## [What you are asked to do]
Return the number of lines that include the string "components", without any other text.

━━ Data ━━

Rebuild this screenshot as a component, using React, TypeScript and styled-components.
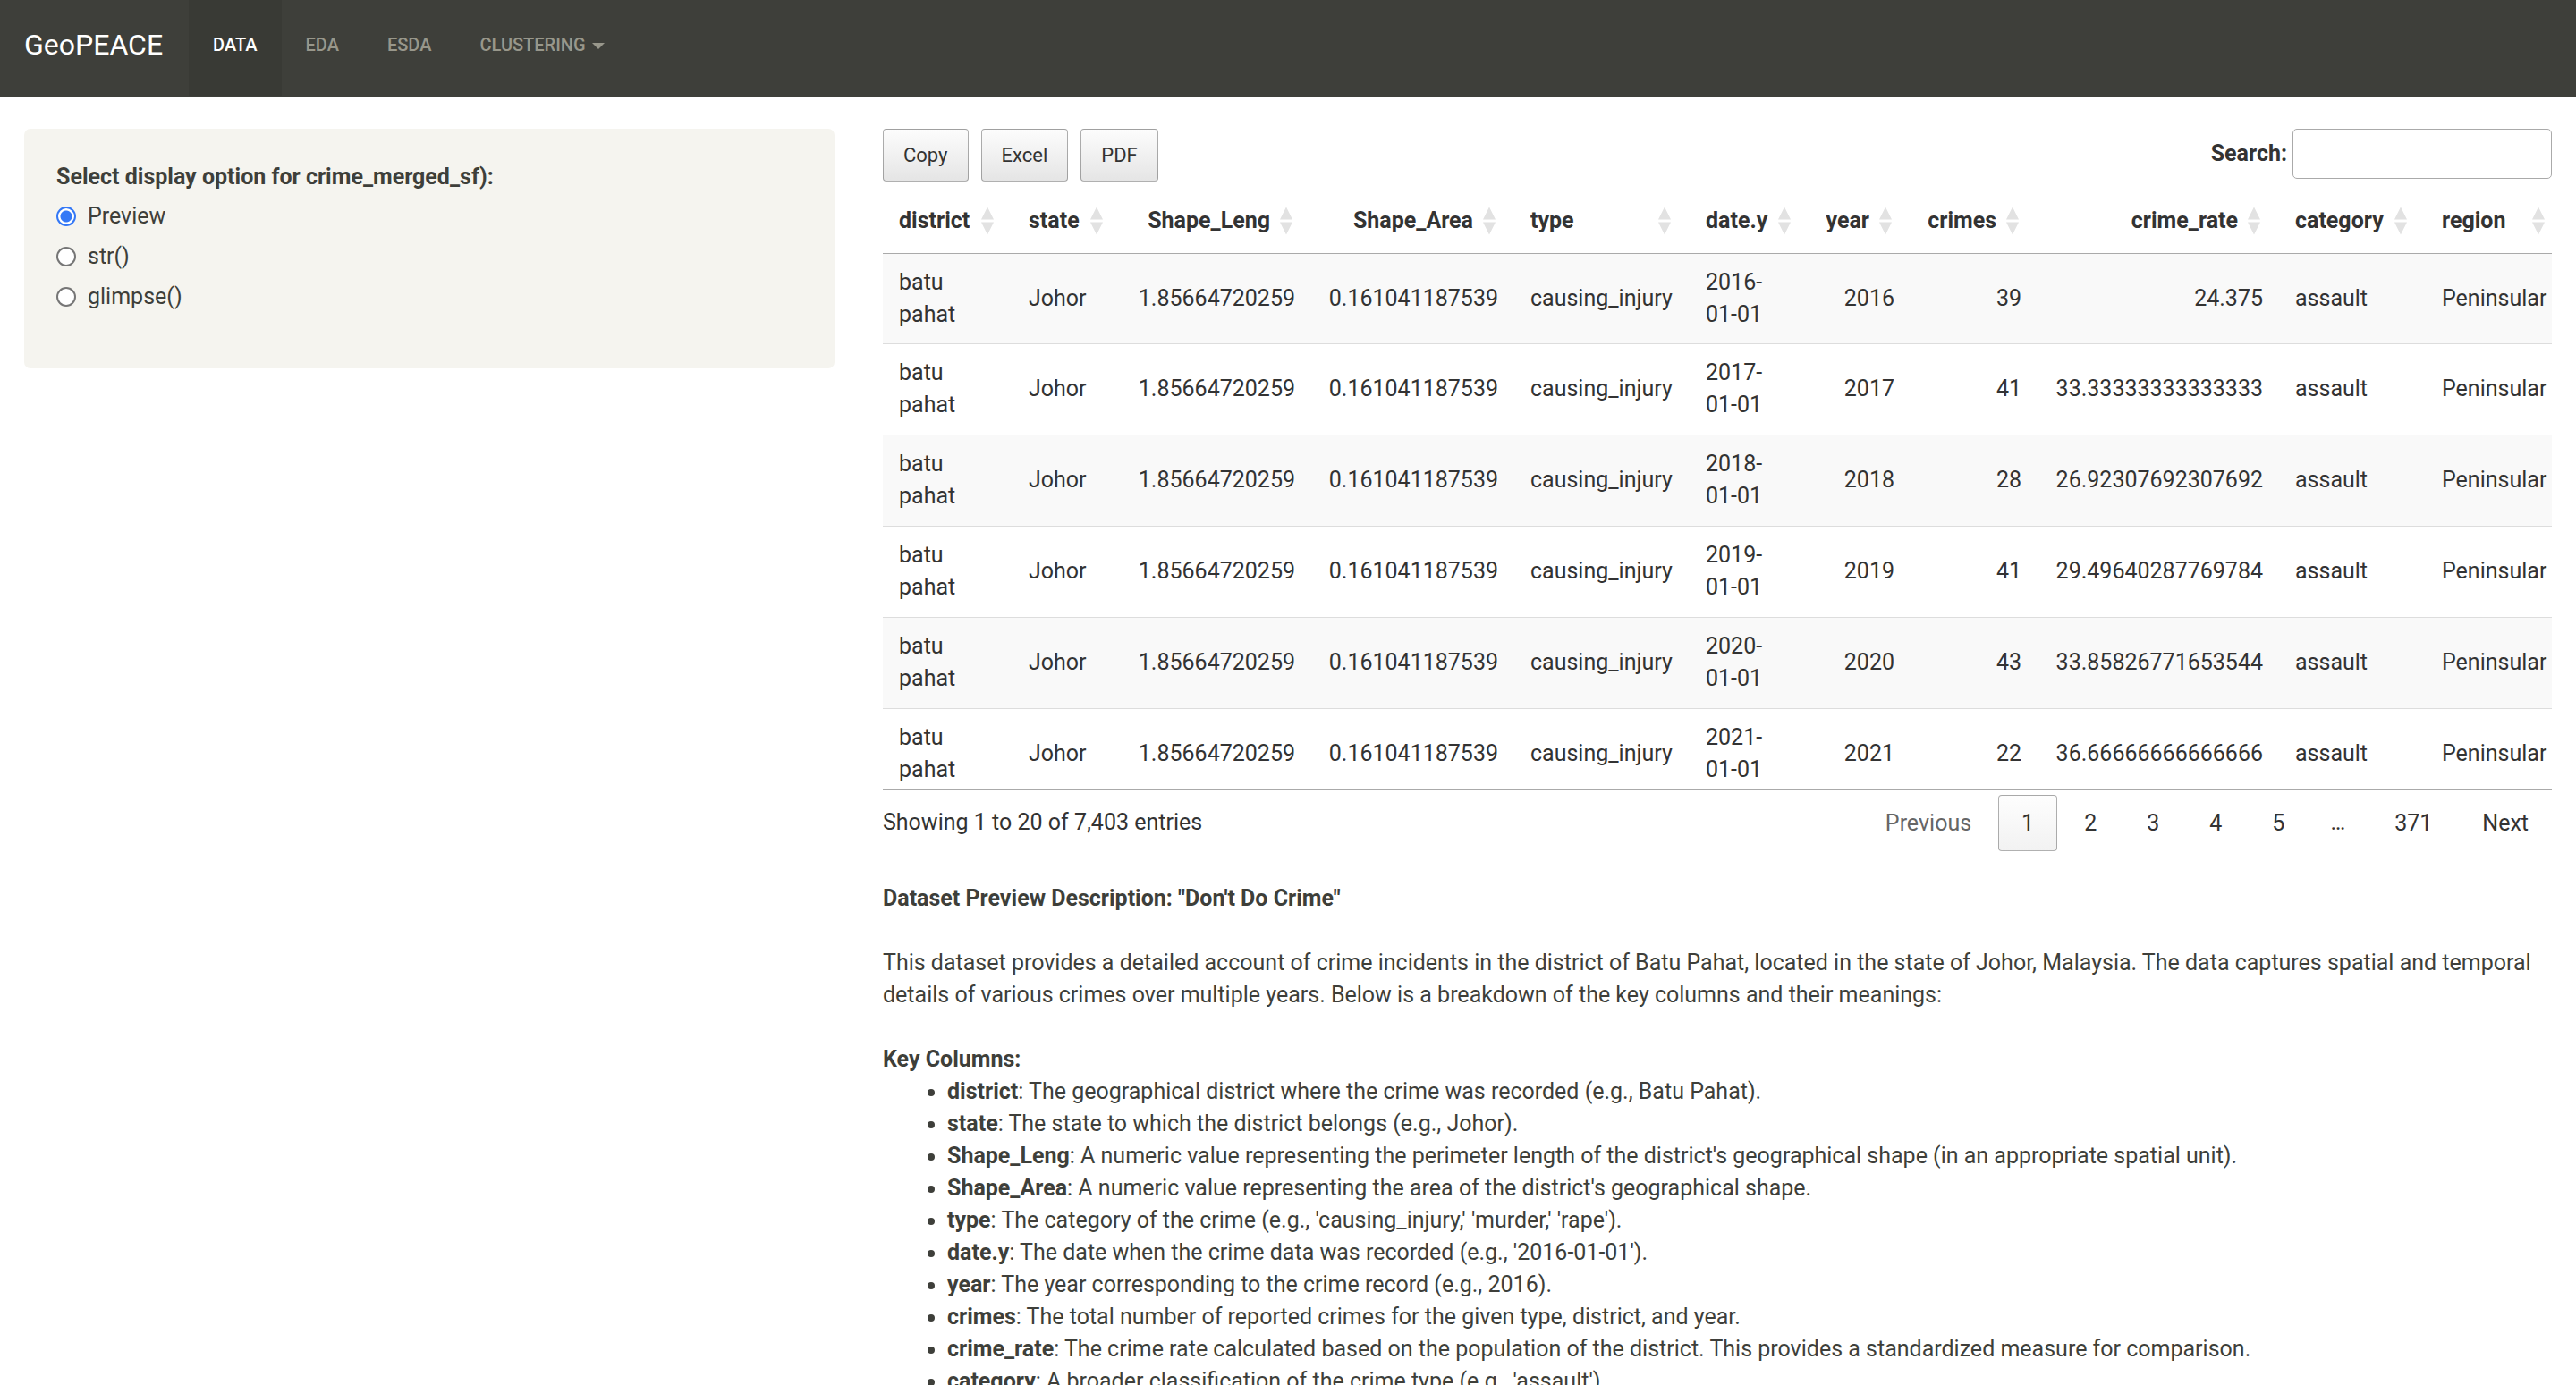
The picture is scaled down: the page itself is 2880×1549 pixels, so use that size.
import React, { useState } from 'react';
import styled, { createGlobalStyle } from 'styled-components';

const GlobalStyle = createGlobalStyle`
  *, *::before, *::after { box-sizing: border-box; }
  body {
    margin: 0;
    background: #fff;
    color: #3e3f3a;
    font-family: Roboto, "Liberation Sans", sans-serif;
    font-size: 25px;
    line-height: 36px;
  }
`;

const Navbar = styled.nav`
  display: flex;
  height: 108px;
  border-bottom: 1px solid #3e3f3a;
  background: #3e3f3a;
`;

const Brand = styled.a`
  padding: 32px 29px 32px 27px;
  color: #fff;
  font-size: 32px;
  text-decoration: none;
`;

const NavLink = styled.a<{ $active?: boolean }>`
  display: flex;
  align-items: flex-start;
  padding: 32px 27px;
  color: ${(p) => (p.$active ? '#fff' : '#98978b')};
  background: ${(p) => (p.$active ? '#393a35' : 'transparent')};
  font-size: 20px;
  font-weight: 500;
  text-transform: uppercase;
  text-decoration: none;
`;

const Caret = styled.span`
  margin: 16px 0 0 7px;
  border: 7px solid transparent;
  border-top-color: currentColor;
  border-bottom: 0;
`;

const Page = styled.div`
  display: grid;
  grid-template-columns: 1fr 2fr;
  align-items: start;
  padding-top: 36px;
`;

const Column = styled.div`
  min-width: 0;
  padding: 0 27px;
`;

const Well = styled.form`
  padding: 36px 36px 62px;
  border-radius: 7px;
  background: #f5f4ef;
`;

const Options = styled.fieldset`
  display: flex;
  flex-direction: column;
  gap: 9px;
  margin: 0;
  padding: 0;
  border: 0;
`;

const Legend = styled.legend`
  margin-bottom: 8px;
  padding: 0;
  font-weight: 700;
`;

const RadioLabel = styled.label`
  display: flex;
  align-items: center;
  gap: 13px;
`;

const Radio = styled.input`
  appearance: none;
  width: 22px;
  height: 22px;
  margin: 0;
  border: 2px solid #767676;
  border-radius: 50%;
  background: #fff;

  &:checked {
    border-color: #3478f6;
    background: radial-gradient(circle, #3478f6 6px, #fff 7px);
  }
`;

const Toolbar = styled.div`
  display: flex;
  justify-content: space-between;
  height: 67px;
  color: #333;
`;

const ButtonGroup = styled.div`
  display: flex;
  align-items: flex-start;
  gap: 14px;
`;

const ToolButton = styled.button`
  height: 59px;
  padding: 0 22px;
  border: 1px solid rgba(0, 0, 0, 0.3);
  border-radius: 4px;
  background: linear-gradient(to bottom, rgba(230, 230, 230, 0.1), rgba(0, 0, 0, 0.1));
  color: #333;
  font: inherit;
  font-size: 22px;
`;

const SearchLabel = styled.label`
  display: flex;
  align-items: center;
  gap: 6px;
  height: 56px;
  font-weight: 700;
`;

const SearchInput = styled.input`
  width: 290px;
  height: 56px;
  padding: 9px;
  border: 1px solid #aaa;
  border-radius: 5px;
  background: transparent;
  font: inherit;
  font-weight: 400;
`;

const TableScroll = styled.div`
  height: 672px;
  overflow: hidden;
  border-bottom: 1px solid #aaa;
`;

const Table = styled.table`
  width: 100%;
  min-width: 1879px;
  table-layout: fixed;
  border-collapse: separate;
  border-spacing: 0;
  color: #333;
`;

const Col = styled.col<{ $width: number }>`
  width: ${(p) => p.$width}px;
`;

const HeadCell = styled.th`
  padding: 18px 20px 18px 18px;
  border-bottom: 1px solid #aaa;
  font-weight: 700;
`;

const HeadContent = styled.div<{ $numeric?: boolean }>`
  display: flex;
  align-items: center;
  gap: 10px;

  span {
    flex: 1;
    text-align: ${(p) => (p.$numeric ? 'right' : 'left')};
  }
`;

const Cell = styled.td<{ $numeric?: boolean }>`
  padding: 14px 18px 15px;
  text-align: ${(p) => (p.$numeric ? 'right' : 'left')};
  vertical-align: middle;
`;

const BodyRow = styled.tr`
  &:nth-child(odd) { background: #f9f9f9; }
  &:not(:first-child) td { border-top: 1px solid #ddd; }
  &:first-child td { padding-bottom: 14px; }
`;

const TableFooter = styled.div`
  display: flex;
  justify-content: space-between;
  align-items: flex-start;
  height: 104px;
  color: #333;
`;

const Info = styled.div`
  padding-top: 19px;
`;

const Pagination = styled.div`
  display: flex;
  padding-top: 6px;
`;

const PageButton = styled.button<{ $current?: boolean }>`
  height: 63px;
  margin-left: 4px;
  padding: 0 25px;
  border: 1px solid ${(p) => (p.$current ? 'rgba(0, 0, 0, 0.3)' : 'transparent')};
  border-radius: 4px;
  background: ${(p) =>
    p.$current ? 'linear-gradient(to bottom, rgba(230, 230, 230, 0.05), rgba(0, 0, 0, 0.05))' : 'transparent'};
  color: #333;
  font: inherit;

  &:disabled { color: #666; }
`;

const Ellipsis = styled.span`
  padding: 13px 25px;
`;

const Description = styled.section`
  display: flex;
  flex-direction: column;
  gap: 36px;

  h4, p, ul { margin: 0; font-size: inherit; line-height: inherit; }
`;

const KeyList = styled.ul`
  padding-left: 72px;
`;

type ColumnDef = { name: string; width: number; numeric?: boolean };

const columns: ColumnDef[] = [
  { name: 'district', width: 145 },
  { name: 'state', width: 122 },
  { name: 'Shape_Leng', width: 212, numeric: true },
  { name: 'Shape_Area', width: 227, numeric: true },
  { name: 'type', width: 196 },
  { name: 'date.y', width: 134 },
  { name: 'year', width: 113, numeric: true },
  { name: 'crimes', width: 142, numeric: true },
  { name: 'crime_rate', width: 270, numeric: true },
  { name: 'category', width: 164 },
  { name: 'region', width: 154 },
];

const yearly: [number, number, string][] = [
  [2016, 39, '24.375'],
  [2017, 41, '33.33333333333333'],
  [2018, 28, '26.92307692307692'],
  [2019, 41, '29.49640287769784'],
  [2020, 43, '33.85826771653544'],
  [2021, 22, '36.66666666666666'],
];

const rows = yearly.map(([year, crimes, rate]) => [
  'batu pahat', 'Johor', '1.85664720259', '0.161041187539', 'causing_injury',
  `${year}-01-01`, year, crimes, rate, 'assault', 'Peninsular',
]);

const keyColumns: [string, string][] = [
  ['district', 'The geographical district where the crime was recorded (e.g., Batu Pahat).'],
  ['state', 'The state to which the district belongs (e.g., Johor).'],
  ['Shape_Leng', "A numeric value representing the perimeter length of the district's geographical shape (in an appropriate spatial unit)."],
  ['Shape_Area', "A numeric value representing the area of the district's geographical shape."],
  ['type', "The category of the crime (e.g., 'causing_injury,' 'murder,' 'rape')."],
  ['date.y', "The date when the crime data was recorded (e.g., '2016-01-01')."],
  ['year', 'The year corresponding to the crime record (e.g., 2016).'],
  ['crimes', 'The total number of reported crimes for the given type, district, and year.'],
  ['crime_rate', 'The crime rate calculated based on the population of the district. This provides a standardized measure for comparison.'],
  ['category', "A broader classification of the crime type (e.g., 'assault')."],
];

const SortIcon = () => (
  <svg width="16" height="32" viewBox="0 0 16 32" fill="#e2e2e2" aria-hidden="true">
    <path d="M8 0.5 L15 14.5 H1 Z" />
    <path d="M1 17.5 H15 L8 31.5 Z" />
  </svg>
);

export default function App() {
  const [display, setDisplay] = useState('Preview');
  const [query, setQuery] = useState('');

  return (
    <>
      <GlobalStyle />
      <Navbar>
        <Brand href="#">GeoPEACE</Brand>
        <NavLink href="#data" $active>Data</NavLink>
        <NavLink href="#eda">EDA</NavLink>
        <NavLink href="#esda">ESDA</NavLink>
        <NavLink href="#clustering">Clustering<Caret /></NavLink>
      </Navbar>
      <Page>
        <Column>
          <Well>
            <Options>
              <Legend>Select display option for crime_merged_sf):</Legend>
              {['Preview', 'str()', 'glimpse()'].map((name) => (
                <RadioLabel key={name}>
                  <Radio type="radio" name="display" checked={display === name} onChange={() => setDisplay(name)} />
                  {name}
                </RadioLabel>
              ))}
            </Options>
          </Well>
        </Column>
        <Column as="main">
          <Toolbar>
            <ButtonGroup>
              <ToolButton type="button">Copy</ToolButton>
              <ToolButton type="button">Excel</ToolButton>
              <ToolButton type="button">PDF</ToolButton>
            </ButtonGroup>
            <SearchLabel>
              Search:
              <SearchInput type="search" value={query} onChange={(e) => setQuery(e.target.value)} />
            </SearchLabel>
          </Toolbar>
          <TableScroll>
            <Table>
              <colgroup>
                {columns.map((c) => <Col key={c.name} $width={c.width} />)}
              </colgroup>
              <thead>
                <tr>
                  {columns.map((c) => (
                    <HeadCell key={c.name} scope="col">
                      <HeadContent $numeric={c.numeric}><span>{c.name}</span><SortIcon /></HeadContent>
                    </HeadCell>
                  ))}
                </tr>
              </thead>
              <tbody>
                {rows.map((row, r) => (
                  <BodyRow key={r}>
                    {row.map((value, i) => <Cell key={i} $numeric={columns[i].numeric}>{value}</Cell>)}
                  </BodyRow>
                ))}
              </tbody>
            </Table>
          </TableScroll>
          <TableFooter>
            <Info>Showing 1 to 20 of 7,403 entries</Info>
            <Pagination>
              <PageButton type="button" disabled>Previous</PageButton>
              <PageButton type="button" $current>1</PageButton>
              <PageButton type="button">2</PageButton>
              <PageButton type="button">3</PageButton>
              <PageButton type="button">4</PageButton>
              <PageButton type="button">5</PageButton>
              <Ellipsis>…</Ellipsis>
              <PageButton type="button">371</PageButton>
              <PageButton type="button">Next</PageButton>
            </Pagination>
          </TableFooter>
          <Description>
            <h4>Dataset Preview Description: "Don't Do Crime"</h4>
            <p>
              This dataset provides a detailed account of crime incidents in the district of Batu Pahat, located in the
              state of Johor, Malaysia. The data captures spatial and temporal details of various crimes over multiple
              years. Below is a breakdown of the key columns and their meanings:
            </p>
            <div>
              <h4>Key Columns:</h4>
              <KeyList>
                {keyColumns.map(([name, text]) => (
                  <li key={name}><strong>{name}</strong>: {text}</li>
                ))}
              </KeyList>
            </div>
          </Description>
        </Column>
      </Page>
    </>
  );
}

━━━

## [Result below]
2